Have you tried just reading a floppy instead of booting ??. If it wont read, then I suspect that your FDD controller is fritzed. BTW the twist is there so that drive B can be addressed, no master/slave pins on floppies.
 
Since early on in the game IBM shipped all their floppy drives with the same jumper settings. They put the twist in the cable so the machine could tell drive 0 from drive 1. They decided this would make it simpler for the average bear to change out drives and still keep the ID straight.
 
I too have a strange floppy problem. The floppy "works", but when it is scanned or something it takes 5x longer than my friend's floppy, and if I'm in Win98 setup and it scans it (always does at the same place), it will NOT continue, it just sits there with the floppy light on, until I feed it a disk.. it doesn't do anything with it, it just wants a disk in there and then it continues!... it is really annoying soemtimes.

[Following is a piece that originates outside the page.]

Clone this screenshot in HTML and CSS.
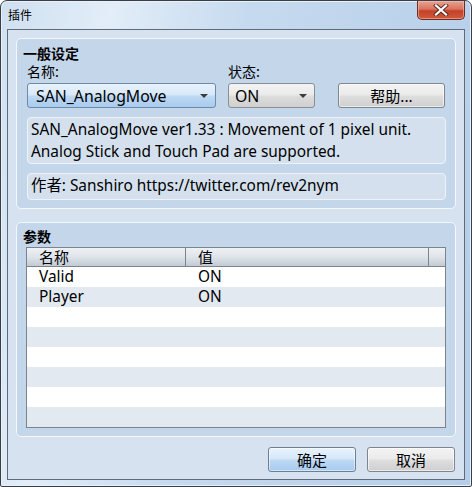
FILE: index.html
```html
<!DOCTYPE html>
<html>
<head>
<meta charset="utf-8">
<link rel="stylesheet" href="styles.css">
</head>
<body>
<div class="window">
  <div class="titlebar">
    <span class="title">插件</span>
    <div class="close">
      <svg width="18" height="12" viewBox="0 0 18 12"><path d="M4 1.5 L14 10.5 M14 1.5 L4 10.5" stroke="#5a2a22" stroke-width="4" stroke-linecap="square"/><path d="M4 1.5 L14 10.5 M14 1.5 L4 10.5" stroke="#fff" stroke-width="2.2" stroke-linecap="square"/></svg>
    </div>
  </div>
  <div class="client">
    <div class="group g1">
      <div class="gtitle">一般设定</div>
      <div class="labels">
        <span class="lab lab1">名称:</span>
        <span class="lab">状态:</span>
      </div>
      <div class="controls">
        <div class="combo combo-blue"><span>SAN_AnalogMove</span><i class="arrow"></i></div>
        <div class="combo combo-grey"><span>ON</span><i class="arrow"></i></div>
        <div class="btn btn-grey help">帮助...</div>
      </div>
      <div class="box desc">SAN_AnalogMove ver1.33 : Movement of 1 pixel unit.<br>Analog Stick and Touch Pad are supported.</div>
      <div class="box author">作者: Sanshiro https://twitter.com/rev2nym</div>
    </div>
    <div class="group g2">
      <div class="gtitle">参数</div>
      <div class="table">
        <div class="thead">
          <div class="th c1">名称</div>
          <div class="th c2">值</div>
          <div class="th c3"></div>
        </div>
        <div class="row"><div class="td c1">Valid</div><div class="td c2">ON</div></div>
        <div class="row alt"><div class="td c1">Player</div><div class="td c2">ON</div></div>
        <div class="row"></div>
        <div class="row alt"></div>
        <div class="row"></div>
        <div class="row alt"></div>
        <div class="row"></div>
        <div class="row alt"></div>
      </div>
    </div>
    <div class="footer">
      <div class="btn btn-blue">确定</div>
      <div class="btn btn-grey">取消</div>
    </div>
  </div>
</div>
</body>
</html>
```
FILE: styles.css
```css
html, body {
  margin: 0;
  padding: 0;
  background: #ffffff;
}
body {
  font-family: "Noto Sans", "Noto Sans CJK SC", sans-serif;
  color: #000;
}
.window {
  width: 470px;
  height: 485px;
  border: 1px solid #3a3f46;
  border-radius: 7px 7px 2px 2px;
  background: linear-gradient(100deg, #cfe0f1 0%, #e2edf8 20%, #c6daef 45%, #b4cde8 100%);
  display: flex;
  flex-direction: column;
  overflow: hidden;
  box-shadow: inset 0 0 0 1px #e8f1fa;
}
.titlebar {
  height: 28px;
  display: flex;
  justify-content: space-between;
  align-items: flex-start;
  flex-shrink: 0;
}
.title {
  font-family: "Noto Sans CJK SC", sans-serif;
  font-size: 12px;
  line-height: 14px;
  margin: 7px 0 0 7px;
  color: #000;
}
.close {
  width: 46px;
  height: 18px;
  margin-right: 6px;
  border: 1px solid #6b2d24;
  border-top: none;
  border-radius: 0 0 5px 5px;
  background: linear-gradient(#e7a394 0%, #d9735e 45%, #c2412a 55%, #d25a3a 100%);
  display: flex;
  align-items: center;
  justify-content: center;
  box-shadow: inset 0 0 0 1px rgba(255,200,190,0.5);
}
.client {
  margin: 0 6px 6px 6px;
  flex: 1;
  border: 1px solid #5f6b78;
  background: #d6e2ef;
  display: flex;
  flex-direction: column;
  padding: 8px 8px 0 8px;
}
.group {
  border: 1px solid #f4f8fc;
  border-radius: 5px;
  background: #c4d6ea;
  display: flex;
  flex-direction: column;
}
.g1 {
  height: 171px;
  box-sizing: border-box;
  padding: 0 9px 0 10px;
}
.gtitle {
  font-family: "Noto Sans CJK SC", sans-serif;
  font-weight: bold;
  font-size: 14px;
  line-height: 16px;
  margin: 6px 0 0 -4px;
  height: 16px;
}
.labels {
  display: flex;
  height: 16px;
  margin-top: 2px;
  font-family: "Noto Sans CJK SC", sans-serif;
  font-size: 14px;
  line-height: 16px;
}
.lab1 { width: 201px; }
.controls {
  display: flex;
  margin-top: 4px;
  height: 25px;
}
.combo {
  box-sizing: border-box;
  height: 25px;
  border-radius: 3px;
  display: flex;
  align-items: center;
  justify-content: space-between;
  padding: 0 7px 0 8px;
  font-size: 15.8px;
}
.combo span { line-height: 18px; }
.combo-blue {
  width: 189px;
  border: 1px solid #6f8aa6;
  background: linear-gradient(#e8f2fc 0%, #d8e9fa 45%, #bcd8f3 55%, #a9cbef 100%);
}
.combo-grey {
  width: 87px;
  margin-left: 12px;
  border: 1px solid #8a8f96;
  background: linear-gradient(#f3f3f3 0%, #ebebeb 45%, #dcdcdc 55%, #cfcfcf 100%);
  padding-left: 6px;
}
.arrow {
  width: 0;
  height: 0;
  border-left: 4px solid transparent;
  border-right: 4px solid transparent;
  border-top: 4px solid #3c3c3c;
}
.btn {
  box-sizing: border-box;
  height: 25px;
  border-radius: 3px;
  display: flex;
  align-items: center;
  justify-content: center;
  font-family: "Noto Sans CJK SC", sans-serif;
  font-size: 15px;
}
.btn-grey {
  border: 1px solid #7e858d;
  background: linear-gradient(#f3f3f3 0%, #ebebeb 45%, #dddddd 55%, #cfcfcf 100%);
  box-shadow: inset 0 0 0 1px rgba(255,255,255,0.6);
}
.btn-blue {
  border: 1px solid #6d7e91;
  background: linear-gradient(#e8f3fd 0%, #d6e8fa 45%, #bcd8f4 55%, #a7caed 100%);
  box-shadow: inset 0 0 0 1px rgba(255,255,255,0.5);
}
.help {
  width: 107px;
  margin-left: 23px;
}
.box {
  box-sizing: border-box;
  width: 419px;
  border: 1px solid #eef3f9;
  border-radius: 4px;
  background: #d4e0ed;
  font-size: 15.4px;
  line-height: 22px;
  padding: 0 0 0 3px;
}
.desc {
  margin-top: 9px;
  height: 47px;
  padding-top: 1px;
}
.author {
  margin-top: 9px;
  height: 27px;
  padding-top: 1px;
}
.author, .desc { font-family: "Noto Sans", "Noto Sans CJK SC", sans-serif; }
.g2 {
  margin-top: 13px;
  height: 215px;
  box-sizing: border-box;
  padding: 0 0 0 9px;
}
.g2 .gtitle { margin-left: -3px; margin-top: 5px; }
.table {
  margin-top: 3px;
  width: 420px;
  height: 181px;
  box-sizing: border-box;
  border: 1px solid #7b838d;
  background: #fff;
  display: flex;
  flex-direction: column;
}
.thead {
  display: flex;
  height: 19px;
  box-sizing: border-box;
  border-bottom: 1px solid #7b838d;
  background: linear-gradient(#eef1f5 0%, #dfe4ea 50%, #c3cad3 100%);
  flex-shrink: 0;
}
.th {
  box-sizing: border-box;
  font-family: "Noto Sans CJK SC", sans-serif;
  font-size: 15px;
  line-height: 18px;
  padding-left: 12px;
}
.thead .c1 { width: 159px; border-right: 1px solid #7b838d; }
.thead .c2 { width: 243px; border-right: 1px solid #7b838d; }
.thead .c3 { flex: 1; }
.row {
  height: 20px;
  display: flex;
  flex-shrink: 0;
  background: #fff;
}
.row.alt { background: #e3e9f1; }
.td {
  box-sizing: border-box;
  font-size: 15.4px;
  line-height: 20px;
  padding-left: 12px;
}
.row .c1 { width: 159px; }
.row .c2 { padding-left: 12px; }
.footer {
  display: flex;
  justify-content: flex-end;
  gap: 11px;
  margin-top: 10px;
  padding-right: 1px;
}
.footer .btn {
  width: 88px;
  height: 25px;
}
```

My CDROM doesn't work properly either, hmm..
 


<< genuine Intel motherboard... >>



Is this a proprietary system, e.g., Compaq, Packard Bell, Sony, etc? If it is you may need a restore disk specific to that manufacturer to get you going.
 
Again, thanks for all the suggestions.

1. Read floppy instead of booting. At first I thought, &quot;I can't do that, there is no OS on the harddrive&quot;. But I COULD format the harddrive in another computer, boot from it, then try to read the floppy. Good suggestion, I'll try it!

1b. I think the floppy died before the system was wiped. My dad had an extra one in it. I think he bought another floppy drive thinking that was the problem.

2. This is the motherboard from a system I built about 5 years ago. It is an Intel motherboard (not just chipset). I don't allow proprietary brands into my sight!

2b. I'm not only trying to boot with the setup disk, I'm also just trying to boot from a DOS floppy.

I think its the floppy controller. I've just _never_ heard of that going out.